Here's the whole list:

“The State of the American Sitcom (1): Modern Family” (coming in August 2011).

“The State of the American Sitcom (1): 30 Rock” (July 2011)

“The State of the American Sitcom (1): The Big Bang Theory” (June 2011)

“The State of the American Sitcom (1): How I Met Your Mother” (June 2011)

“The State of the American Sitcom (1): Community” (May 2011)

Big Fish” (May 2011)

The ‘Television is Better Than the Movies” Meme” (April 2011)

Infinite Impossibilities?” (March 2011)

What’s My Motivation?: The Method Goes Fantastic in Television Acting" (March 2011)

The Naughty, the Blasphemous, and American Television” (March 2011)

Series/Season/Show” (February 2011)

Sarah Palin Meets Seinfeld: Politics and American Television” (November 2010)

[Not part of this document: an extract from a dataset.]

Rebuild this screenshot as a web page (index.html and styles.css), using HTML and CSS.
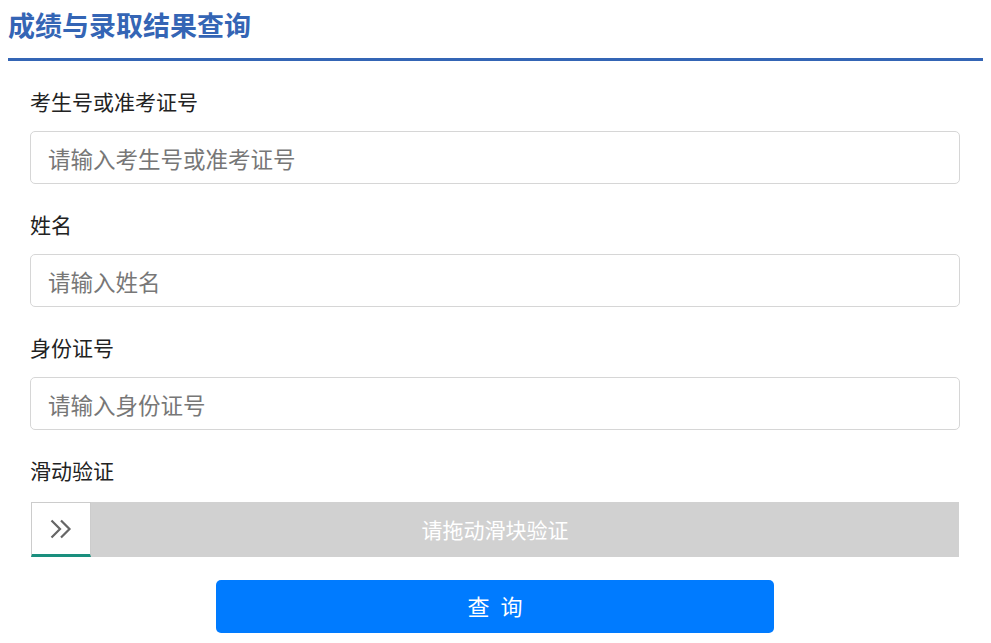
FILE: index.html
```html
<!DOCTYPE html>
<html lang="zh-CN">
<head>
    <meta charset="utf-8">
    <title>成绩与录取结果查询</title>
    <link rel="stylesheet" href="styles.css">
</head>
<body>
<div class="header">
    <h1 class="title">成绩与录取结果查询</h1>
</div>
<form class="queryForm" onsubmit="return false">
    <div class="group">
        <label class="label" for="ksh">考生号或准考证号</label>
        <input class="input" id="ksh" type="text" placeholder="请输入考生号或准考证号">
    </div>
    <div class="group">
        <label class="label" for="xm">姓名</label>
        <input class="input" id="xm" type="text" placeholder="请输入姓名">
    </div>
    <div class="group">
        <label class="label" for="sfzh">身份证号</label>
        <input class="input" id="sfzh" type="text" placeholder="请输入身份证号">
    </div>
    <div class="group groupLast">
        <div class="label">滑动验证</div>
        <div class="slider">
            <div class="handle">
                <svg width="22" height="20" viewBox="0 0 22 20">
                    <polyline points="1.5,1.5 10,10 1.5,18.5" fill="none" stroke="#666" stroke-width="2.2"/>
                    <polyline points="11,1.5 19.5,10 11,18.5" fill="none" stroke="#666" stroke-width="2.2"/>
                </svg>
            </div>
            <div class="sliderText">请拖动滑块验证</div>
        </div>
    </div>
    <div class="btnRow">
        <button class="btn" type="submit">查 询</button>
    </div>
</form>
</body>
</html>
```

FILE: styles.css
```css
body{
    margin: 8px;
    font-family: "Noto Sans CJK SC", "Noto Sans", sans-serif;
    color: #222;
    background: #fff;
}
.header{
    border-bottom: 3px solid #3465b5;
    padding-bottom: 16px;
}
.title{
    margin: 0;
    font-size: 27px;
    line-height: 34px;
    font-weight: bold;
    color: #3465b5;
}
.queryForm{
    padding: 25px 23px 0 22px;
}
.group{
    margin-bottom: 25px;
}
.groupLast{
    margin-bottom: 23px;
}
.label{
    display: block;
    font-size: 21px;
    line-height: 30px;
    margin-bottom: 15px;
}
.groupLast .label{
    margin-bottom: 17px;
}
.input{
    display: block;
    box-sizing: border-box;
    width: 100%;
    height: 53px;
    border: 1px solid #d6d6d6;
    border-radius: 5px;
    padding: 0 17px;
    font-family: inherit;
    font-size: 22.5px;
    color: #333;
    outline: none;
}
.input::placeholder{
    color: #777;
}
.slider{
    display: flex;
    height: 55px;
    margin: 0 1px;
    background: #d1d1d1;
}
.handle{
    box-sizing: border-box;
    width: 60px;
    height: 55px;
    background: #fff;
    border: 1px solid #ccc;
    border-bottom: 3px solid #1a8f7e;
    display: flex;
    align-items: center;
    justify-content: center;
}
.sliderText{
    flex: 1;
    padding-right: 60px;
    text-align: center;
    color: #fff;
    font-size: 21px;
    line-height: 55px;
}
.btnRow{
    display: flex;
    justify-content: center;
}
.btn{
    width: 60%;
    height: 53px;
    border: none;
    border-radius: 5px;
    background: #007bff;
    color: #fff;
    font-family: inherit;
    font-size: 22px;
    letter-spacing: 3px;
    padding: 0 0 3px 3px;
}
```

"The Ephebe of Television” (October 2010)

Bad Quality: Breaking Bad as Basic Cable Quality TV” (September 2010)

God, Death, and Pizza: Supernatural and the Death of God” (August 2010)

Thinking Inside the Box: Heisenberg’s Indeterminancy Principle, the Paradox of Schrödinger’s Cat, and Television” (July 2010)

Quote of the Day (8/7/11) (Karl Kraus Week II)

When the end of the world comes I want to be living in retirement.
--Karl Kraus

Friday, August 05, 2011

Colbert on Marriage

Colbert acknowledged last night his "staunch opposition to human/elf marriage. It's Adam and Eve not Adam and Arwen."

Quote of the Day (8/5/11) (Karl Kraus Week II)

A man gets so little recognition he could turn into a megalomaniac
--Karl Kraus

Thursday, August 04, 2011

Quote of the Day (8/4/11) (Karl Kraus Week II)

Imagination has the right to rest in the shade of the tree it turns into a forest.
--Karl Kraus

Tuesday, August 02, 2011

"Moby-Dick" on Encore


Just finished watching the William Hurt/Ethan Hawke Moby-Dick and may have more to say later. Go here to read my essay on previous film adaptations.

It has long been a question as to how Ishmael, a mere sailor on a crew and a limited first person narrator, knew what Captain Ahab was thinking alone in his cabin below decks. Thanks to the Encore Moby, we now know. Ishmael and Ahab are buddies, friends, sympaticos. Nigel Williams' take on Moby turns Ishmael into the Captain's fiscelle.

A silent era version of Melville's masterpiece had Ahab defeating the white whale, and I once throught there could be no more unfaithful adaptation of the novel. But this--this is worse. This changes everything.

This version looked great, and I was sometimes captivated by Hurt's Ahab.

But at the end of this new buddy film version of the greatest book ever written Ahab pushes Ishmael out of his boat as they pursue Moby. "AND I ONLY AM ESCAPED ALONE TO TELL THEE."--the line from The Book of Job Ishmael chooses as the epigraph to his story's epilogue. Now we know that it was Ahab who saved him. Good grief.

"Twin Peaks in the Rearview Mirror"


At work developing the long dormant second Twin Peaks book project for publication via Kindle.

Lindelof, Terminator Franchise

Damon Lindelof suggests how to reboot, comically, the Terminator franchise.

Quote of the Day (8/2/11) (Karl Kraus Week II)

The real truths are those that can be invented.
--Karl Kraus

Monday, August 01, 2011

Quote of the Day (8/1/11) (Karl Kraus Week II)

I have drawn from the well of language many a thought which I do not have and which I could not put into words.